Becoming a Reviewer

Question: I would appreciate your advice and thoughts on getting into the reviewing process for some good journals. Thanks. Good question.

THREE+ WAYS TO BOARD

There are several ways. First volunteer to review for the conferences. AoM's Entrepreneurship Division, USASBE, and several other conferences ask for reviewers. This gives you a base, and gets you started in the process and in credentialing. Note that these conferences do almost nothing to help orient or train reviewers. But its a guaranteed start.

Second, look at your list of mentors and see what journals they are on. Ask them if they could recommend you to the editors they know. The safest way to get on a board is from a recommendation form an existing board member. I would think good mentors do this, but I could really be in the minority in such thinking.

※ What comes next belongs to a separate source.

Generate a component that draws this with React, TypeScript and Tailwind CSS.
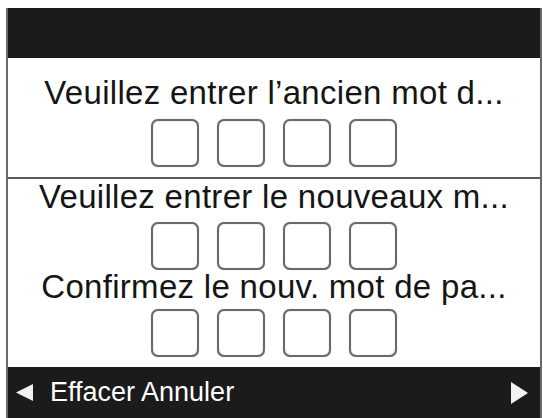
import React from "react";

function Boxes({ mt }: { mt: string }) {
  return (
    <div className={`flex justify-center gap-[18px] ${mt}`}>
      {[0, 1, 2, 3].map((i) => (
        <div
          key={i}
          className="w-[48px] h-[48px] rounded-[7px] border-2 border-[#6a6a6a] bg-white shadow-[inset_0_0_1px_#999,0_0_1px_#aaa]"
        />
      ))}
    </div>
  );
}

export default function App() {
  return (
    <div className="w-[543px] h-[418px] bg-white overflow-hidden pt-[8px]" style={{ fontFamily: '"Liberation Sans", Arial, sans-serif' }}>
      <div className="ml-[6px] w-[536px] h-[410px] flex flex-col border-x-2 border-[#6a6a6a]">
        <div className="h-[50px] bg-[#1b1a1a]" />
        <div className="h-[121px] border-b-2 border-[#5a5a5a] pt-[20px] flex flex-col">
          <div className="text-[33px] leading-[30px] tracking-[0.3px] text-[#151515] text-center">Veuillez entrer l’ancien mot d...</div>
          <Boxes mt="mt-[11px]" />
        </div>
        <div className="h-[188px] pt-[3px] flex flex-col">
          <div className="text-[33px] leading-[30px] tracking-[0.3px] text-[#151515] text-center">Veuillez entrer le nouveaux m...</div>
          <Boxes mt="mt-[10px]" />
          <div className="mt-[2px] text-[33px] leading-[30px] tracking-[0.3px] text-[#151515] text-center">Confirmez le nouv. mot de pa...</div>
          <Boxes mt="mt-[7px]" />
        </div>
        <div className="flex-1 bg-[#1c1b1b] flex items-center text-white">
          <svg width="19" height="18" viewBox="0 0 19 18" className="ml-[7px]">
            <polygon points="18,0 18,17 1,8.5" fill="#f2f2f2" />
          </svg>
          <span className="ml-[16px] text-[27px] leading-none">Effacer Annuler</span>
          <svg width="18" height="22" viewBox="0 0 18 22" className="ml-auto mr-[12px]">
            <polygon points="1,0 1,22 18,11" fill="#f2f2f2" />
          </svg>
        </div>
      </div>
    </div>
  );
}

Third, plan on meeting editors of journals. Places where you have published are your best bet, since you've shown you can do work of interest to the readers, at the level of quality of the journal. When you meet the editor, express your interest in reviewing. Follow this up with a note restating your interest and areas of expertise, and include your resume or CV, and any really good articles you've published outside the editor's journal (s/he already knows about the articles s/he published).

Note that this extends to editors of special issues too. There are more of these every day, and they need specialized reviewers. As soon as you see a call for an area where you are qualified, contact the special issue editor.

THE "TEST"

For regular issues and recommendations from existing reviewers, what is likely to happen is the editor will send you one paper to review as an ad hoc reviewer. This is your "test." Timeliness is the number one requirement (sad but true). Careful consideration of the paper is the second (but typically new reviewers go overboard trying to prove how carefully they have thought about EVERYTHING in the paper). Match to the culture is third. Some journals (like ETP) want reviews that help authors develop. Other journals (like AMJ) just want to show what is wrong, what few things are acceptable, and move on to the next paper. If you are unsure, aim to be more developmental - its safer.

POSITIONING

The more junior you are, the harder it is to get onto boards. This is exacerbated by journal quality (its easier to get onto a "C" journal's board than an "A" journal's board as a newly minted assistant professor). It is ameliorated by being "THE" expert in a field (usually either an esoteric or newly invented/diffused concept or methodology). If you're one of the few who understand SEM or e-commerce, then your chance of going onto boards early increases. The area/method needs to be truly "au currant" and very "hot" in terms of potential submissions. Being closely, publicly, and immediately identified with the idea/method (through conference presentations, workshops, technical papers, grants, etc.) helps.

If you're not leading edge, then your appointment depends more on developing a very coherent, easily abstracted, body of published work. For example, for many I am known as "the infrastructure expert." That describes a set of my papers in a way immediately identifiable to editors. Thus, publishing in lots of different areas doesn't help. While every board needs a couple of "eclectics," those positions are few, and hard to obtain.